#### Task details
Work out how many lines of the listing hold the string "full", then answer with that number and nothing else.
········
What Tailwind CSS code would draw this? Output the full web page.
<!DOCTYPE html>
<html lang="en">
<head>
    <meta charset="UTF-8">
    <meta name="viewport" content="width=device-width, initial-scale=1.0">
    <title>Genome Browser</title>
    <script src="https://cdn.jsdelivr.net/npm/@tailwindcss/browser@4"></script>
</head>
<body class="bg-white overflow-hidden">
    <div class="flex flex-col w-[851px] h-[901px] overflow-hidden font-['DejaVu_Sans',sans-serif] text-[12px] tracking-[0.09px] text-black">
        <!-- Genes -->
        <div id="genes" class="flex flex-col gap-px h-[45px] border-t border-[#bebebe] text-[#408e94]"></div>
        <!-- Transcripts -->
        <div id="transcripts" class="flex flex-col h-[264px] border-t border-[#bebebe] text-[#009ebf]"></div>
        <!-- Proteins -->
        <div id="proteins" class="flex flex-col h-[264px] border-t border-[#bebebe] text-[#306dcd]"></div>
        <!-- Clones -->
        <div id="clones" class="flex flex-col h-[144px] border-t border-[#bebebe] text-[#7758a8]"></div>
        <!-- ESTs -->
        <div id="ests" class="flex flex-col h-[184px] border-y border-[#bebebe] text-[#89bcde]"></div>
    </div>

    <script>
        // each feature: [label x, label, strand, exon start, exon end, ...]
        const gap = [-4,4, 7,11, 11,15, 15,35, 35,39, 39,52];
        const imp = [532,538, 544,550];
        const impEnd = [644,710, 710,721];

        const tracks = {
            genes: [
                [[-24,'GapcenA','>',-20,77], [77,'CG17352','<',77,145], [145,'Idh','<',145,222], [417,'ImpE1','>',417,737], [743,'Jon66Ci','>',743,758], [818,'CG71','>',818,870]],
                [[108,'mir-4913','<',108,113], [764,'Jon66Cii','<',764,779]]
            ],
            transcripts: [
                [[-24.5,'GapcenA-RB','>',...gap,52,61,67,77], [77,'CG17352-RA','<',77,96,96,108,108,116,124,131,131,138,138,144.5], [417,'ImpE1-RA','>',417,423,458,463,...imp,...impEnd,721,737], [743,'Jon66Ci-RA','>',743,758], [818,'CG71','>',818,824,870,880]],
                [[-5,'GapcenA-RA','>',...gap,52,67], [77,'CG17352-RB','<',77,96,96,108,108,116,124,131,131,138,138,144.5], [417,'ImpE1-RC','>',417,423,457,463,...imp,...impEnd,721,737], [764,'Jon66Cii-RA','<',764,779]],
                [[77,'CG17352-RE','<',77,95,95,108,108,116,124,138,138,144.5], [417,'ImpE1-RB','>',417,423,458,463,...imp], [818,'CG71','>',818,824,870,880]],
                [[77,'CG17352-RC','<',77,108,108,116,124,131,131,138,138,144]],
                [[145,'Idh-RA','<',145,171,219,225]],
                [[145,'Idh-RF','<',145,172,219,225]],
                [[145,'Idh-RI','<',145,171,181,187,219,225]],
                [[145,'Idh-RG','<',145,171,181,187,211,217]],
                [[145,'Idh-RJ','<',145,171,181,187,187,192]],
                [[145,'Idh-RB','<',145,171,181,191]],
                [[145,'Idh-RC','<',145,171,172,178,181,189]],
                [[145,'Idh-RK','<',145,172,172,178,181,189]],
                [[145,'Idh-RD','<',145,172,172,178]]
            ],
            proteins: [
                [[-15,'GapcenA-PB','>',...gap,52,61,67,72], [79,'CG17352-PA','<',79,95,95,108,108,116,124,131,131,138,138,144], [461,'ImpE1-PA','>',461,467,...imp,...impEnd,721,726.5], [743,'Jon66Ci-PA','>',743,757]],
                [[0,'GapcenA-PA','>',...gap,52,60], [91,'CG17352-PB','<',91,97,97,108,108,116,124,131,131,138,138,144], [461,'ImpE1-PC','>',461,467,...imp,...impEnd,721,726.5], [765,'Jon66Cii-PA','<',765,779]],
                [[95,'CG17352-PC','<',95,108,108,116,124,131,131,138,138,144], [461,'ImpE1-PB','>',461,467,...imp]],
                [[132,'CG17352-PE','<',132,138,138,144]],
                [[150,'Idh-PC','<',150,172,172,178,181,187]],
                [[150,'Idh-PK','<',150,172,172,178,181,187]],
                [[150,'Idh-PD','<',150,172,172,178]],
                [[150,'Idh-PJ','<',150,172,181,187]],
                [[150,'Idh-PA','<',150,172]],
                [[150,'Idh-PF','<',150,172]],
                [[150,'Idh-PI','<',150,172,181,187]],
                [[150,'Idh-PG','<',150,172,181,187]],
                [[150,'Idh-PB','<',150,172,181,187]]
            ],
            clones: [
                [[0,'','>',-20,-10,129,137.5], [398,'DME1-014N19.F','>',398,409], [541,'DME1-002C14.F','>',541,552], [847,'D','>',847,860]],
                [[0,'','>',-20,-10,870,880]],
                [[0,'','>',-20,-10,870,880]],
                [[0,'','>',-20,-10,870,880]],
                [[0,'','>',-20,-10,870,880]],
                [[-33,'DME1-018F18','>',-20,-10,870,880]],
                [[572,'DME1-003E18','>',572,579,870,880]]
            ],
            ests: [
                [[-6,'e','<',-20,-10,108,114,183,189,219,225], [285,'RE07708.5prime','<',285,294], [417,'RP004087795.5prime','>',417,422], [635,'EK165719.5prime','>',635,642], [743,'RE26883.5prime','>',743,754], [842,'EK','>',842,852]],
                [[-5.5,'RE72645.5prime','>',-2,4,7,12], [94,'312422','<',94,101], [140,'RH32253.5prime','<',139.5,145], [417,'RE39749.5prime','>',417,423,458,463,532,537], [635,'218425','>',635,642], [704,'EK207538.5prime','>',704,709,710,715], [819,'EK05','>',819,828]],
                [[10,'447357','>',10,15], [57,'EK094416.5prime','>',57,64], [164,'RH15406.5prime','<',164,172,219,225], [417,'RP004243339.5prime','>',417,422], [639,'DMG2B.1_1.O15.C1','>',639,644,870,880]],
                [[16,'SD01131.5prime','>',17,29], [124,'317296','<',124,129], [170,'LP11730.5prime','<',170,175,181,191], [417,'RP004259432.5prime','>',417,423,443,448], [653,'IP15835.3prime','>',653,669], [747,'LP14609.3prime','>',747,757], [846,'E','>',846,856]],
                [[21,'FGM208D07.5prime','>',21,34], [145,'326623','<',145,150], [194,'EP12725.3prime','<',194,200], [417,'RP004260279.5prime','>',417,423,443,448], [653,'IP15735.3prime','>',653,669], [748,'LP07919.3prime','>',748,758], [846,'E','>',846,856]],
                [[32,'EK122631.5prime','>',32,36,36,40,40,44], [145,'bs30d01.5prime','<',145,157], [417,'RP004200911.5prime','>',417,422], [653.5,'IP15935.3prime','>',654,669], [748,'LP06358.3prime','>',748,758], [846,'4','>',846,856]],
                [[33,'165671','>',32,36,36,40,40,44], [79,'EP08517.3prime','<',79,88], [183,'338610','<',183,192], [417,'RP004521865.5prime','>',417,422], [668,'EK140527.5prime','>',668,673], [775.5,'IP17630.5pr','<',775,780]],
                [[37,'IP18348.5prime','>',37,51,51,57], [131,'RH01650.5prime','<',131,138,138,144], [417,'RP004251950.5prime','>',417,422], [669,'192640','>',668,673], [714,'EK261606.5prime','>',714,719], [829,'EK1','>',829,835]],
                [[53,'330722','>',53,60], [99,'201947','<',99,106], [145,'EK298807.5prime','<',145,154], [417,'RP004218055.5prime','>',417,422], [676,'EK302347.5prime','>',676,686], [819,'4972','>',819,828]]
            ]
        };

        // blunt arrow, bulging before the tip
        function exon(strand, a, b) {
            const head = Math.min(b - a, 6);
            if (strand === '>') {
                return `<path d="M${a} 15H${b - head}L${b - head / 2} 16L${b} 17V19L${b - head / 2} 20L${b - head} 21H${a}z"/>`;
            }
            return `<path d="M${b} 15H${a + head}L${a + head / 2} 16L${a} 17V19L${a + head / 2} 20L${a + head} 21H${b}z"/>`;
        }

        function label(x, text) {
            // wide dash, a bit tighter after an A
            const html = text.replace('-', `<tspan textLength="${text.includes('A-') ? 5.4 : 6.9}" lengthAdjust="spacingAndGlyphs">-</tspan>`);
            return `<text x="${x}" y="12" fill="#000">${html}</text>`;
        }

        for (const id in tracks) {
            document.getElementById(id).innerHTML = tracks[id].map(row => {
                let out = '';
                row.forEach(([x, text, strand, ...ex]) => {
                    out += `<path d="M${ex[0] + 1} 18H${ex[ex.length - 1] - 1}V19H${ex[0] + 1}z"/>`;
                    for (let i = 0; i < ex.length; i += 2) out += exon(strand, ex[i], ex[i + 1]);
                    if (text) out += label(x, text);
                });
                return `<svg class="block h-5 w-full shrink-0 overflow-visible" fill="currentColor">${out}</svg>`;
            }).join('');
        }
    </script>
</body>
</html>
········
#### Task response
2